**Prompt**.
Copy the first line of the material below and every later line through the line containing "MapPin, Sparkles, Users", without any other output.

**Material provided**.
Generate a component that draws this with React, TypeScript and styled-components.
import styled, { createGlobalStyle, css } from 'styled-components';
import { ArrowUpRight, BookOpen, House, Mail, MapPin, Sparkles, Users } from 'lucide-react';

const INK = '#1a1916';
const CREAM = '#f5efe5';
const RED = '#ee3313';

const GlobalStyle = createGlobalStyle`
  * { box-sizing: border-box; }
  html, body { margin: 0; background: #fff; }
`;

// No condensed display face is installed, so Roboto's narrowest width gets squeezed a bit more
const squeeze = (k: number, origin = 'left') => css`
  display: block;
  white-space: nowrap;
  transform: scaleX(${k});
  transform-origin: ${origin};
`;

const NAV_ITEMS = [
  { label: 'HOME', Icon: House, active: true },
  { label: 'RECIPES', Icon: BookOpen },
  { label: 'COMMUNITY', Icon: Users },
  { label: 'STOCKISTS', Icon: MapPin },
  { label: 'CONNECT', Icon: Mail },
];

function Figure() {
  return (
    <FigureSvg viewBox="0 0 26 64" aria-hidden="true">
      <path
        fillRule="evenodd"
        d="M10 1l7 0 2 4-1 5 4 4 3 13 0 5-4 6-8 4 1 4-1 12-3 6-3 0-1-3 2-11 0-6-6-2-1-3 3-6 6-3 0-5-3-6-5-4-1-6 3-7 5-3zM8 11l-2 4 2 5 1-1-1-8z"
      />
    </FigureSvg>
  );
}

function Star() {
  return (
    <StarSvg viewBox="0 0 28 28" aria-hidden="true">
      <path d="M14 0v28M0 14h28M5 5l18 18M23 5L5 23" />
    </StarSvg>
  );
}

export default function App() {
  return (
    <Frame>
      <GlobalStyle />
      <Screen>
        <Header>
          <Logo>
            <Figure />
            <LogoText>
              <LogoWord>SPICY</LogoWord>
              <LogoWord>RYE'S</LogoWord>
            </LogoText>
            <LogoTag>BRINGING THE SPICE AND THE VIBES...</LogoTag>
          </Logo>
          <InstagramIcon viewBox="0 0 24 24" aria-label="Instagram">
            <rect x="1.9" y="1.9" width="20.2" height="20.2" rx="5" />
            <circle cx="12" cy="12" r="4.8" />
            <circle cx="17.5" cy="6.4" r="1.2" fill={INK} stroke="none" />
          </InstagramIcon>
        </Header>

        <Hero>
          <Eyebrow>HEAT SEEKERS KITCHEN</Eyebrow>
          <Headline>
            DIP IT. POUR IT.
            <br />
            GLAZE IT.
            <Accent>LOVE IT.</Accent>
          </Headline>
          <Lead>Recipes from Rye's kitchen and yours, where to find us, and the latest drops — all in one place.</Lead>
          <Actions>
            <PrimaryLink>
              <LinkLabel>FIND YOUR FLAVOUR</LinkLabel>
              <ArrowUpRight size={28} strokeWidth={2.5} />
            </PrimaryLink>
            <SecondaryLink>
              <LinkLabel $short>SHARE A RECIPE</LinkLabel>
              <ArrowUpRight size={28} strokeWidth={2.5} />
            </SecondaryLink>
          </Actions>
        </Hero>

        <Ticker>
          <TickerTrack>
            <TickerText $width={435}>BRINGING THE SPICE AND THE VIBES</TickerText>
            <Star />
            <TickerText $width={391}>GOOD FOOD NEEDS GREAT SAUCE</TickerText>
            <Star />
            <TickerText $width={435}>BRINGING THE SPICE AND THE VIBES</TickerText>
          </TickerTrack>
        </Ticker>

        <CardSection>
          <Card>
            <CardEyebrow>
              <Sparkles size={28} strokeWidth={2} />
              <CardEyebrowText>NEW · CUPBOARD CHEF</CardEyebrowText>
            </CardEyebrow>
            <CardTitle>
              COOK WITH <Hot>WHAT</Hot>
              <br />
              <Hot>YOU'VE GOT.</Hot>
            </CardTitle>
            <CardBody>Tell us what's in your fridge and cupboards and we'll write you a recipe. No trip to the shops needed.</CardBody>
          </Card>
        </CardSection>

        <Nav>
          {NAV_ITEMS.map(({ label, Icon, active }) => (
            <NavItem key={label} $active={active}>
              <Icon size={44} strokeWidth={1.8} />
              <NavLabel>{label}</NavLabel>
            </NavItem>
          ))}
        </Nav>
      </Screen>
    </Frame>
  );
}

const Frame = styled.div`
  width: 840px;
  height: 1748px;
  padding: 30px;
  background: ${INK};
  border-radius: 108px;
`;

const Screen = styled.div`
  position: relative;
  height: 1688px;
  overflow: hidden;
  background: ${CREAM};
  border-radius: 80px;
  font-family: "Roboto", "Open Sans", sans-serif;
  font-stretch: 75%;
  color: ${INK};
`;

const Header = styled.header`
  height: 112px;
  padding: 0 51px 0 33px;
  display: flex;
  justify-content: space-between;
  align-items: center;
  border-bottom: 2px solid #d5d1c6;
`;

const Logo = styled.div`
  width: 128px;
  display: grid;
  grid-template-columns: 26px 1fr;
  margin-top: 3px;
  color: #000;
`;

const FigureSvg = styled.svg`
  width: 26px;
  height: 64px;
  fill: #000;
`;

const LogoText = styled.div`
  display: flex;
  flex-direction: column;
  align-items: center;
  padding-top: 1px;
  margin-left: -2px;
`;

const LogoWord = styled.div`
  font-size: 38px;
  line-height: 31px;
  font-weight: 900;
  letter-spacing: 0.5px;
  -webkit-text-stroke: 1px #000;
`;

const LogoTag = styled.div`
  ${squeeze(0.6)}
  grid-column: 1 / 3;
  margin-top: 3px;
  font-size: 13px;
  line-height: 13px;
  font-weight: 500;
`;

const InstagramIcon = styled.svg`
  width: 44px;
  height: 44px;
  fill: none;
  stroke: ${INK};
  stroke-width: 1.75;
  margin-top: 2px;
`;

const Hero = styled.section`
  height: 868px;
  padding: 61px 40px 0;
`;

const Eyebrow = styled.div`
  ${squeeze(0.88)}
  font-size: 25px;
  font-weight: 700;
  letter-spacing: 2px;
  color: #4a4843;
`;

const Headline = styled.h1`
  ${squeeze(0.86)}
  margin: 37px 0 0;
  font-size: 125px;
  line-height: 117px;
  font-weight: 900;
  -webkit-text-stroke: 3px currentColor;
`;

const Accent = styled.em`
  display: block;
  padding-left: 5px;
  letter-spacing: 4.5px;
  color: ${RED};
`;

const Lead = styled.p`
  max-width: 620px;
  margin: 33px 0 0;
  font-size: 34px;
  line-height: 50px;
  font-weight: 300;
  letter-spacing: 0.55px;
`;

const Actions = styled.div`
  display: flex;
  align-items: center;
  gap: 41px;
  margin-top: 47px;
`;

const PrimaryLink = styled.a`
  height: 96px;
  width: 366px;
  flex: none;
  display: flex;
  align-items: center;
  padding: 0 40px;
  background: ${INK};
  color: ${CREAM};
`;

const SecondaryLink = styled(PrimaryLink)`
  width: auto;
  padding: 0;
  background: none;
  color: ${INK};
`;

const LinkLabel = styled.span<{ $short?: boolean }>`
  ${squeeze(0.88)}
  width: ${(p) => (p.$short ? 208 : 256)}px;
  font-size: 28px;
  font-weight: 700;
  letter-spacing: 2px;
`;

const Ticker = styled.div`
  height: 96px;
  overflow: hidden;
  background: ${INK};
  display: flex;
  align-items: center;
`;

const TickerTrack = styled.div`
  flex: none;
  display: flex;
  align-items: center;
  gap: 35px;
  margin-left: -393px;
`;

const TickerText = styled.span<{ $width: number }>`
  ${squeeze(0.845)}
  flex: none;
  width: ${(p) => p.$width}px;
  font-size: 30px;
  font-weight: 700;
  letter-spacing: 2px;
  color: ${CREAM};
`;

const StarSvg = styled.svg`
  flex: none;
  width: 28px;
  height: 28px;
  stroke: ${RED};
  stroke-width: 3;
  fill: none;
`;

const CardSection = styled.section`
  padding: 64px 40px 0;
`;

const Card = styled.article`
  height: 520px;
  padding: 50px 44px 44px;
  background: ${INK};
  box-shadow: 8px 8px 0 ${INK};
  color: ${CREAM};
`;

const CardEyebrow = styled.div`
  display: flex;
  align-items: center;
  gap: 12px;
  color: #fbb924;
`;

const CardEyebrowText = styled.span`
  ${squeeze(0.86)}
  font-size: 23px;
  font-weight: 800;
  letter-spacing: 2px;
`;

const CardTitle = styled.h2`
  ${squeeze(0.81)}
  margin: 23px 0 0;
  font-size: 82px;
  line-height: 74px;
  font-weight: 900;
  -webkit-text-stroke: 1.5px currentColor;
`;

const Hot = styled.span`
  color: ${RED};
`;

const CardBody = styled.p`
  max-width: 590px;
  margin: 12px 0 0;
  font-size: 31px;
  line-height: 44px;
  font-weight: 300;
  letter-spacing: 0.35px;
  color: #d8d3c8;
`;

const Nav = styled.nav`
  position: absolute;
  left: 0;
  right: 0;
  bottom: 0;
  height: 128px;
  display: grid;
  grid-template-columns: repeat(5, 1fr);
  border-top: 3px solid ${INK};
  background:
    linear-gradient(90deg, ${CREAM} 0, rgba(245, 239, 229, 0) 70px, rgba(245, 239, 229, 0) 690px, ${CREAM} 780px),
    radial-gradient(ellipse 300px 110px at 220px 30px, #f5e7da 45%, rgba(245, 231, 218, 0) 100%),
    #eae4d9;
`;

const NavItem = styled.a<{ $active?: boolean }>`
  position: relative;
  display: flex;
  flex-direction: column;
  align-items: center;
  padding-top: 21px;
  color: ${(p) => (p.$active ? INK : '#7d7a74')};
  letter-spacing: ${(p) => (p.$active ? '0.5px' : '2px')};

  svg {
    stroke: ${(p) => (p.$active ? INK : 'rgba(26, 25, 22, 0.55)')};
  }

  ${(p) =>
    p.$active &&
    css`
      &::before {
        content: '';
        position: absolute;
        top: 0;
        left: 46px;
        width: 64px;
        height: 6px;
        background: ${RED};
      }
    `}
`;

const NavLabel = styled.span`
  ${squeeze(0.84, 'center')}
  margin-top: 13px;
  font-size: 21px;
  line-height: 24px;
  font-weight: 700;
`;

**Reply to the exercise**.
Generate a component that draws this with React, TypeScript and styled-components.
import styled, { createGlobalStyle, css } from 'styled-components';
import { ArrowUpRight, BookOpen, House, Mail, MapPin, Sparkles, Users } from 'lucide-react';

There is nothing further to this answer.